**SET PROBLEM:** Reproduce the listing below exactly, minus its pictures.

_ _ _ _ _ _ _

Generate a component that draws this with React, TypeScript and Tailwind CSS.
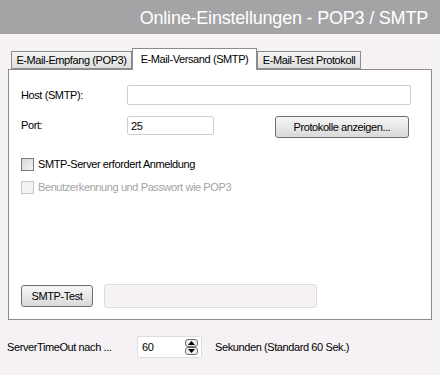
import { useState } from 'react';

const font = { fontFamily: '"Liberation Sans", Arial, sans-serif' };

function Checkbox({ label, disabled }: { label: string; disabled?: boolean }) {
  return (
    <label className={`flex items-center h-[13px] ${disabled ? 'text-[#a3a3a3]' : 'text-black'}`}>
      <span
        className={`w-[13px] h-[13px] border ${
          disabled ? 'border-[#c8c8c8] bg-[#f2f2f2]' : 'border-[#7a7a7a] bg-gradient-to-br from-[#d8d8d8] to-[#f4f4f4]'
        }`}
      />
      <span className="ml-[4px]">{label}</span>
    </label>
  );
}

function Button({ children, className }: { children: string; className?: string }) {
  return (
    <button
      className={`rounded-[3px] border border-[#6f6f6f] bg-gradient-to-b from-[#f7f7f7] to-[#d9d9d9] text-black ${className || ''}`}
    >
      {children}
    </button>
  );
}

function Tab({ label, width, active, onClick }: { label: string; width: string; active: boolean; onClick: () => void }) {
  if (active) {
    return (
      <button
        onClick={onClick}
        className={`${width} h-[22px] -mb-[1px] whitespace-nowrap border border-b-0 border-[#8c8c8c] bg-white relative z-10 text-black`}
      >
        {label}
      </button>
    );
  }
  return (
    <button
      onClick={onClick}
      className={`${width} h-[18px] whitespace-nowrap border border-[#8c8c8c] bg-gradient-to-b from-[#f4f4f4] to-[#dedede] text-black`}
    >
      {label}
    </button>
  );
}

export default function App() {
  const [tab, setTab] = useState(1);
  const tabs = [
    { label: 'E-Mail-Empfang (POP3)', width: 'w-[121px]' },
    { label: 'E-Mail-Versand (SMTP)', width: 'w-[125px]' },
    { label: 'E-Mail-Test Protokoll', width: 'w-[104px]' },
  ];

  return (
    <div className="w-[440px] h-[375px] bg-[#f5f1f5] text-[11px] tracking-[-0.4px] overflow-hidden" style={font}>
      <header className="h-[34px] bg-[#a4a3a6] flex items-center justify-end pr-[12px] pt-[2px]">
        <h1 className="text-white text-[18px] tracking-[-0.2px]">Online-Einstellungen - POP3 / SMTP</h1>
      </header>

      <div className="flex items-end pl-[11px] mt-[14px]">
        {tabs.map((t, i) => (
          <Tab key={t.label} label={t.label} width={t.width} active={tab === i} onClick={() => setTab(i)} />
        ))}
      </div>

      <section className="mx-[8px] h-[251px] border border-[#8c8c8c] bg-white flex flex-col pt-[15px] pl-[12px] pr-[20px] pb-[11px]">
        <div className="flex items-center h-[20px]">
          <span className="w-[106px]">Host (SMTP):</span>
          <input className="flex-1 h-[20px] border border-[#cbced4] rounded-[2px] bg-white outline-none px-[3px]" />
        </div>

        <div className="flex items-start mt-[11px]">
          <span className="w-[106px] leading-[19px]">Port:</span>
          <input
            defaultValue="25"
            className="w-[87px] h-[19px] border border-[#cbced4] rounded-[2px] bg-white outline-none px-[3px]"
          />
          <Button className="ml-auto mr-[2px] w-[134px] h-[22px]">Protokolle anzeigen...</Button>
        </div>

        <div className="mt-[20px]">
          <Checkbox label="SMTP-Server erfordert Anmeldung" />
        </div>
        <div className="mt-[10px]">
          <Checkbox label="Benutzerkennung und Passwort wie POP3" disabled />
        </div>

        <div className="mt-auto flex items-center">
          <Button className="w-[72px] h-[22px]">SMTP-Test</Button>
          <div className="ml-[11px] w-[213px] h-[24px] border border-[#dcdde3] rounded-[3px] bg-[#f5f1f5]" />
        </div>
      </section>

      <div className="flex items-center mt-[16px] pl-[7px]">
        <span className="w-[130px]">ServerTimeOut nach ...</span>
        <div className="w-[65px] h-[22px] border border-[#dcdde3] rounded-[2px] bg-white flex items-start justify-between pl-[4px] pr-[3px] pt-[2px]">
          <span>60</span>
          <div className="flex flex-col">
            <span className="w-[13px] h-[8px] border border-[#6f6f6f] rounded-[3px] bg-[#eeeeee] flex items-center justify-center">
              <svg width="7" height="4" viewBox="0 0 7 4"><path d="M0 4 L3.5 0 L7 4 Z" fill="#000" /></svg>
            </span>
            <span className="w-[13px] h-[8px] border border-[#6f6f6f] rounded-[3px] bg-[#eeeeee] flex items-center justify-center">
              <svg width="7" height="4" viewBox="0 0 7 4"><path d="M0 0 L3.5 4 L7 0 Z" fill="#000" /></svg>
            </span>
          </div>
        </div>
        <span className="ml-[13px]">Sekunden (Standard 60 Sek.)</span>
      </div>
    </div>
  );
}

_ _ _ _ _ _ _

**RESULT OF THIS EXERCISE:**
Generate a component that draws this with React, TypeScript and Tailwind CSS.
import { useState } from 'react';

const font = { fontFamily: '"Liberation Sans", Arial, sans-serif' };

function Checkbox({ label, disabled }: { label: string; disabled?: boolean }) {
  return (
    <label className={`flex items-center h-[13px] ${disabled ? 'text-[#a3a3a3]' : 'text-black'}`}>
      <span
        className={`w-[13px] h-[13px] border ${
          disabled ? 'border-[#c8c8c8] bg-[#f2f2f2]' : 'border-[#7a7a7a] bg-gradient-to-br from-[#d8d8d8] to-[#f4f4f4]'
        }`}
      />
      <span className="ml-[4px]">{label}</span>
    </label>
  );
}

function Button({ children, className }: { children: string; className?: string }) {
  return (
    <button
      className={`rounded-[3px] border border-[#6f6f6f] bg-gradient-to-b from-[#f7f7f7] to-[#d9d9d9] text-black ${className || ''}`}
    >
      {children}
    </button>
  );
}

function Tab({ label, width, active, onClick }: { label: string; width: string; active: boolean; onClick: () => void }) {
  if (active) {
    return (
      <button
        onClick={onClick}
        className={`${width} h-[22px] -mb-[1px] whitespace-nowrap border border-b-0 border-[#8c8c8c] bg-white relative z-10 text-black`}
      >
        {label}
      </button>
    );
  }
  return (
    <button
      onClick={onClick}
      className={`${width} h-[18px] whitespace-nowrap border border-[#8c8c8c] bg-gradient-to-b from-[#f4f4f4] to-[#dedede] text-black`}
    >
      {label}
    </button>
  );
}

export default function App() {
  const [tab, setTab] = useState(1);
  const tabs = [
    { label: 'E-Mail-Empfang (POP3)', width: 'w-[121px]' },
    { label: 'E-Mail-Versand (SMTP)', width: 'w-[125px]' },
    { label: 'E-Mail-Test Protokoll', width: 'w-[104px]' },
  ];

  return (
    <div className="w-[440px] h-[375px] bg-[#f5f1f5] text-[11px] tracking-[-0.4px] overflow-hidden" style={font}>
      <header className="h-[34px] bg-[#a4a3a6] flex items-center justify-end pr-[12px] pt-[2px]">
        <h1 className="text-white text-[18px] tracking-[-0.2px]">Online-Einstellungen - POP3 / SMTP</h1>
      </header>

      <div className="flex items-end pl-[11px] mt-[14px]">
        {tabs.map((t, i) => (
          <Tab key={t.label} label={t.label} width={t.width} active={tab === i} onClick={() => setTab(i)} />
        ))}
      </div>

      <section className="mx-[8px] h-[251px] border border-[#8c8c8c] bg-white flex flex-col pt-[15px] pl-[12px] pr-[20px] pb-[11px]">
        <div className="flex items-center h-[20px]">
          <span className="w-[106px]">Host (SMTP):</span>
          <input className="flex-1 h-[20px] border border-[#cbced4] rounded-[2px] bg-white outline-none px-[3px]" />
        </div>

        <div className="flex items-start mt-[11px]">
          <span className="w-[106px] leading-[19px]">Port:</span>
          <input
            defaultValue="25"
            className="w-[87px] h-[19px] border border-[#cbced4] rounded-[2px] bg-white outline-none px-[3px]"
          />
          <Button className="ml-auto mr-[2px] w-[134px] h-[22px]">Protokolle anzeigen...</Button>
        </div>

        <div className="mt-[20px]">
          <Checkbox label="SMTP-Server erfordert Anmeldung" />
        </div>
        <div className="mt-[10px]">
          <Checkbox label="Benutzerkennung und Passwort wie POP3" disabled />
        </div>

        <div className="mt-auto flex items-center">
          <Button className="w-[72px] h-[22px]">SMTP-Test</Button>
          <div className="ml-[11px] w-[213px] h-[24px] border border-[#dcdde3] rounded-[3px] bg-[#f5f1f5]" />
        </div>
      </section>

      <div className="flex items-center mt-[16px] pl-[7px]">
        <span className="w-[130px]">ServerTimeOut nach ...</span>
        <div className="w-[65px] h-[22px] border border-[#dcdde3] rounded-[2px] bg-white flex items-start justify-between pl-[4px] pr-[3px] pt-[2px]">
          <span>60</span>
          <div className="flex flex-col">
            <span className="w-[13px] h-[8px] border border-[#6f6f6f] rounded-[3px] bg-[#eeeeee] flex items-center justify-center">
              <svg width="7" height="4" viewBox="0 0 7 4"><path d="M0 4 L3.5 0 L7 4 Z" fill="#000" /></svg>
            </span>
            <span className="w-[13px] h-[8px] border border-[#6f6f6f] rounded-[3px] bg-[#eeeeee] flex items-center justify-center">
              <svg width="7" height="4" viewBox="0 0 7 4"><path d="M0 0 L3.5 4 L7 0 Z" fill="#000" /></svg>
            </span>
          </div>
        </div>
        <span className="ml-[13px]">Sekunden (Standard 60 Sek.)</span>
      </div>
    </div>
  );
}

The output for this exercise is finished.